Here too, in 11-Aug’s Technical Blog we introduced the prospect for a peak/reversal count that could be major in scope, allowing for an eventual (B- or 2nd-Wave) corrective rebuttal to late-Jul/early-Aug’s initial counter-trend decline.  The daily close-only chart below shows that following 10-Aug’s bearish divergence in momentum, the market has thus far retraced exactly 61.8% of the initial 99.845 – 99.785 decline that cannot be ignored as the B- or 2nd-Wave correction typical of peak/reversal processes.
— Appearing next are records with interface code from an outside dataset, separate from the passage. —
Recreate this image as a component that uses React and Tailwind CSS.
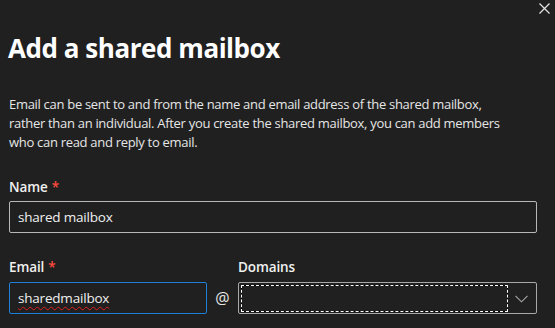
import React from 'react';

const CloseIcon = () => (
  <svg width="11" height="11" viewBox="0 0 11 11" className="text-[#e6e6e6]">
    <path d="M0.5 0.5 L10.5 10.5 M10.5 0.5 L0.5 10.5" stroke="currentColor" strokeWidth="1.2" fill="none" />
  </svg>
);

const Chevron = () => (
  <svg width="13" height="8" viewBox="0 0 13 8" className="text-[#a8a8a8]">
    <path d="M0.5 0.8 L6.5 6.8 L12.5 0.8" stroke="currentColor" strokeWidth="1.1" fill="none" />
  </svg>
);

const Label = ({ children, required }) => (
  <label className="block text-[13.5px] leading-5 font-semibold tracking-[-0.1px] text-[#f0f0f0]">
    {children}
    {required && <span className="ml-1 text-[#ff4b3e]">*</span>}
  </label>
);

export default function App() {
  return (
    <div className="w-[555px] h-[328px] overflow-hidden bg-[#202020] text-white font-['Open_Sans',sans-serif]">
      <div className="flex justify-end pt-[3px] pr-[5px] h-[30px]">
        <button type="button" aria-label="Close" className="h-[11px]">
          <CloseIcon />
        </button>
      </div>

      <div className="pl-[9px] pr-[18px]">
        <h1 className="text-[26px] leading-9 font-bold tracking-[-0.45px] text-white -ml-px">Add a shared mailbox</h1>

        <p className="mt-[29px] max-w-[506px] text-[13px] leading-[19px] text-[#e6e6e6] tracking-[-0.3px]">
          Email can be sent to and from the name and email address of the shared mailbox, rather than an individual. After you create the shared mailbox, you can add members who can read and reply to email.
        </p>

        <div className="mt-[25px]">
          <Label required>Name</Label>
          <div className="mt-1 h-8 border border-[#b8b8b8] rounded-[2px] flex items-center px-2 text-[13.5px] tracking-[-0.2px] text-[#f0f0f0]">
            shared mailbox
          </div>
        </div>

        <div className="mt-6 grid grid-cols-[198px_31px_299px] gap-y-[5px]">
          <Label required>Email</Label>
          <div />
          <Label>Domains</Label>

          <div className="h-8 border border-[#1f7fd6] rounded-[2px] flex items-center px-2 text-[13.5px] tracking-[-0.2px] text-[#f0f0f0]">
            <span className="underline decoration-wavy decoration-[#e0201b] decoration-1 underline-offset-[3px]">sharedmailbox</span>
          </div>
          <div className="flex items-center justify-center text-base text-[#e6e6e6]">@</div>
          <div className="h-8 border border-[#a8a8a8] rounded-[2px] flex items-center pl-[2px] pr-2">
            <div className="h-[27px] w-[267px] bg-black">
              <div className="h-full w-full border border-dashed border-white bg-[#202020] bg-clip-padding" />
            </div>
            <div className="ml-auto pt-[2px]">
              <Chevron />
            </div>
          </div>
        </div>
      </div>
    </div>
  );
}
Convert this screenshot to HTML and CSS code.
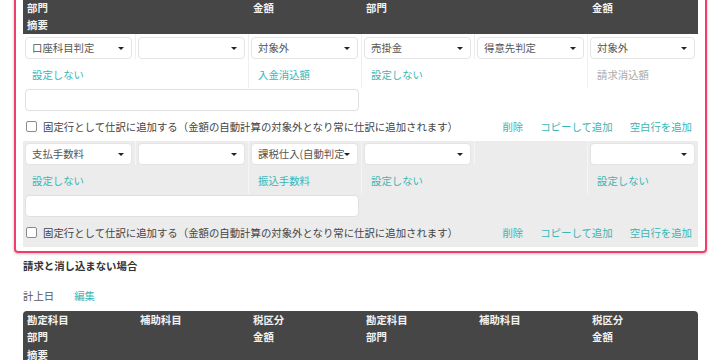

30-Jul’s 99.845 high remains intact as our key short-term risk parameter the market needs to recoup to negate this peak/reversal process.  A relapse below 11-Aug’s 99.785 initial counter-trend low will reinforce it.  Nonetheless, 08-Jun’s 99.74 next larger-degree corrective low remains intact as our key long-term risk parameter the market needs to break to confirm a bearish divergence in momentum of a scale sufficient to threaten the secular bull trend.

This said:

  • 10-Aug’s bearish divergence in daily momentum
  • a textbook complete 5-wave Elliott sequence from 08-Jun’s 99.74 low to 30-Jul’s 99.845 high
  • waning upside momentum on a WEEKLY basis below
  • historically frothy sentiment levels this year not seen since those that warned of and accompanied Jul’16’s major peak/reversal and
  • an arguably complete and major 5-wave Elliott sequence from Oct’18’s 96.70 low to Jul’20’s 99.855 high

provide an incriminating amount of evidence that warns of a peak/reversal environment that would/could be nothing short of major in scope.

These issues considered, traders are advised to move to a cautious bearish policy and exposure from 99.80 OB with a close above 99.82 negating this specific call and warranting its cover.  In lieu of such strength, further and possibly sustained losses are expected in the period ahead.